**Data lines:**
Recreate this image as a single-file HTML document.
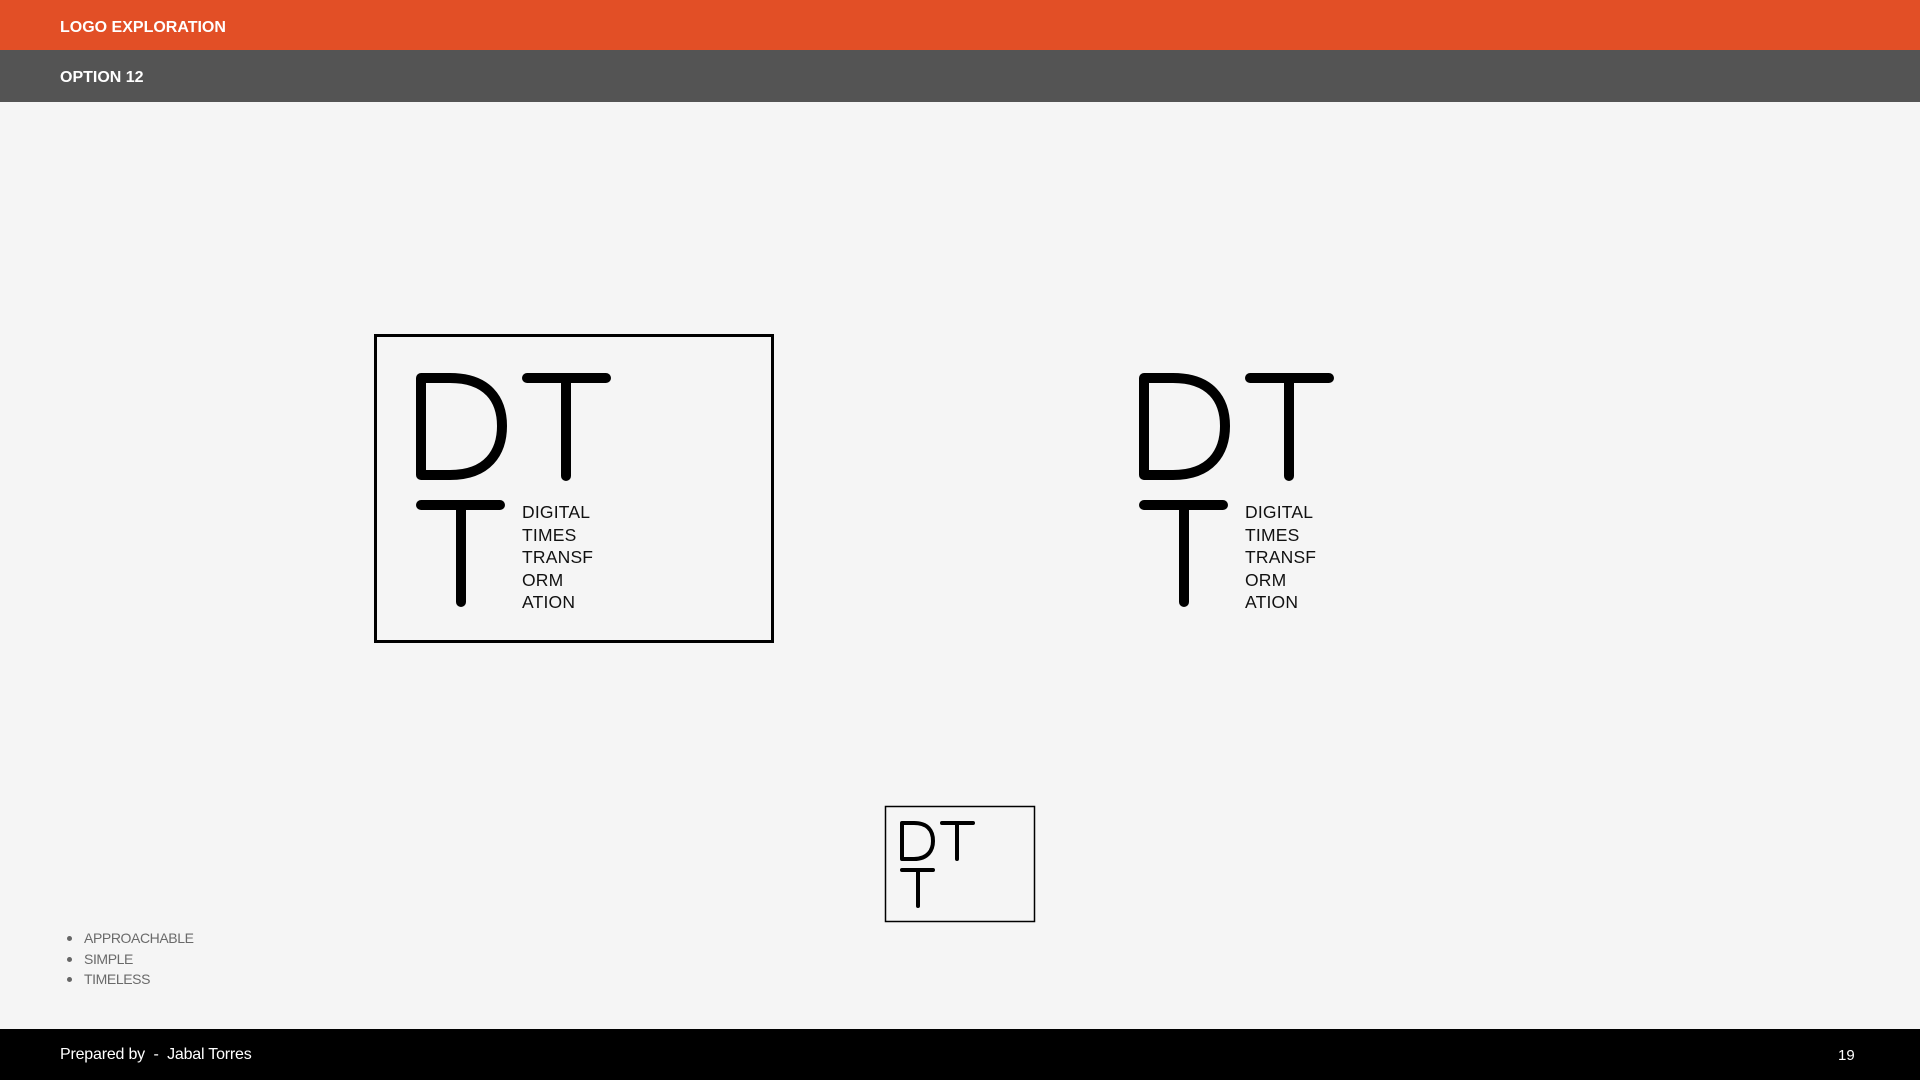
<!DOCTYPE html>
<html><head><meta charset="utf-8"><style>
body{margin:0;width:1920px;height:1080px;background:#f5f5f5;position:relative;overflow:hidden;font-family:"Liberation Sans",sans-serif}
.bar{position:absolute;left:0;width:1920px;color:#fff;font-weight:bold;font-size:16px}
.t{position:absolute;font-size:17.5px;color:#111;line-height:22.5px;letter-spacing:0.2px}
.bl{position:absolute;left:84px;top:928px;color:#6a6a6a;font-size:14px;line-height:20.5px;letter-spacing:-0.4px}
.bl div{position:relative}
.bl div:before{content:"";position:absolute;left:-17px;top:8px;width:5px;height:5px;border-radius:50%;background:#666}
</style></head><body>
<div class="bar" style="top:0;height:50px;background:#e24f26"><span style="position:absolute;left:60px;top:19px">LOGO EXPLORATION</span></div>
<div class="bar" style="top:50px;height:52px;background:#545454"><span style="position:absolute;left:60px;top:19px">OPTION 12</span></div>
<svg width="1920" height="1080" style="position:absolute;left:0;top:0">
<rect x="375.5" y="335.5" width="397" height="306" fill="none" stroke="#000" stroke-width="3"/>
<g fill="none" stroke="#000" stroke-width="10" stroke-linecap="round" stroke-linejoin="round">
<g id="lg">
<path d="M421,378 V475 H450 C488,475 502,452 502,426 C502,400 488,378 450,378 Z"/>
<path d="M527,378 H606 M566,378 V476 M421,505 H500 M461,505 V602"/>
</g>
<use href="#lg" x="723"/>
</g>
<rect x="885.5" y="806.5" width="149" height="115" fill="none" stroke="#000" stroke-width="1.5"/>
<g fill="none" stroke="#000" stroke-width="4" stroke-linecap="round" stroke-linejoin="round">
<path d="M902,823 V859 H914 C928,859 933,850 933,841 C933,831 928,823 914,823 Z"/>
<path d="M942,823 H973 M957,823 V859 M902,870 H933 M918,870 V906"/>
</g>
</svg>
<div class="t" style="left:522px;top:501px">DIGITAL<br>TIMES<br>TRANSF<br>ORM<br>ATION</div>
<div class="t" style="left:1245px;top:501px">DIGITAL<br>TIMES<br>TRANSF<br>ORM<br>ATION</div>
<div class="bl"><div>APPROACHABLE</div><div>SIMPLE</div><div>TIMELESS</div></div>
<div style="position:absolute;left:0;top:1029px;width:1920px;height:51px;background:#000;color:#fff;font-size:16px">
<span style="position:absolute;left:60px;top:17px;letter-spacing:-0.2px">Prepared by &nbsp;-&nbsp; Jabal Torres</span>
<span style="position:absolute;left:1838px;top:18px;font-size:15px">19</span></div>
</body></html>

**Exercise goal:** Repeat the material above verbatim. Leave the pictures behind.

**Exercise solution:**
Recreate this image as a single-file HTML document.
<!DOCTYPE html>
<html><head><meta charset="utf-8"><style>
body{margin:0;width:1920px;height:1080px;background:#f5f5f5;position:relative;overflow:hidden;font-family:"Liberation Sans",sans-serif}
.bar{position:absolute;left:0;width:1920px;color:#fff;font-weight:bold;font-size:16px}
.t{position:absolute;font-size:17.5px;color:#111;line-height:22.5px;letter-spacing:0.2px}
.bl{position:absolute;left:84px;top:928px;color:#6a6a6a;font-size:14px;line-height:20.5px;letter-spacing:-0.4px}
.bl div{position:relative}
.bl div:before{content:"";position:absolute;left:-17px;top:8px;width:5px;height:5px;border-radius:50%;background:#666}
</style></head><body>
<div class="bar" style="top:0;height:50px;background:#e24f26"><span style="position:absolute;left:60px;top:19px">LOGO EXPLORATION</span></div>
<div class="bar" style="top:50px;height:52px;background:#545454"><span style="position:absolute;left:60px;top:19px">OPTION 12</span></div>
<svg width="1920" height="1080" style="position:absolute;left:0;top:0">
<rect x="375.5" y="335.5" width="397" height="306" fill="none" stroke="#000" stroke-width="3"/>
<g fill="none" stroke="#000" stroke-width="10" stroke-linecap="round" stroke-linejoin="round">
<g id="lg">
<path d="M421,378 V475 H450 C488,475 502,452 502,426 C502,400 488,378 450,378 Z"/>
<path d="M527,378 H606 M566,378 V476 M421,505 H500 M461,505 V602"/>
</g>
<use href="#lg" x="723"/>
</g>
<rect x="885.5" y="806.5" width="149" height="115" fill="none" stroke="#000" stroke-width="1.5"/>
<g fill="none" stroke="#000" stroke-width="4" stroke-linecap="round" stroke-linejoin="round">
<path d="M902,823 V859 H914 C928,859 933,850 933,841 C933,831 928,823 914,823 Z"/>
<path d="M942,823 H973 M957,823 V859 M902,870 H933 M918,870 V906"/>
</g>
</svg>
<div class="t" style="left:522px;top:501px">DIGITAL<br>TIMES<br>TRANSF<br>ORM<br>ATION</div>
<div class="t" style="left:1245px;top:501px">DIGITAL<br>TIMES<br>TRANSF<br>ORM<br>ATION</div>
<div class="bl"><div>APPROACHABLE</div><div>SIMPLE</div><div>TIMELESS</div></div>
<div style="position:absolute;left:0;top:1029px;width:1920px;height:51px;background:#000;color:#fff;font-size:16px">
<span style="position:absolute;left:60px;top:17px;letter-spacing:-0.2px">Prepared by &nbsp;-&nbsp; Jabal Torres</span>
<span style="position:absolute;left:1838px;top:18px;font-size:15px">19</span></div>
</body></html>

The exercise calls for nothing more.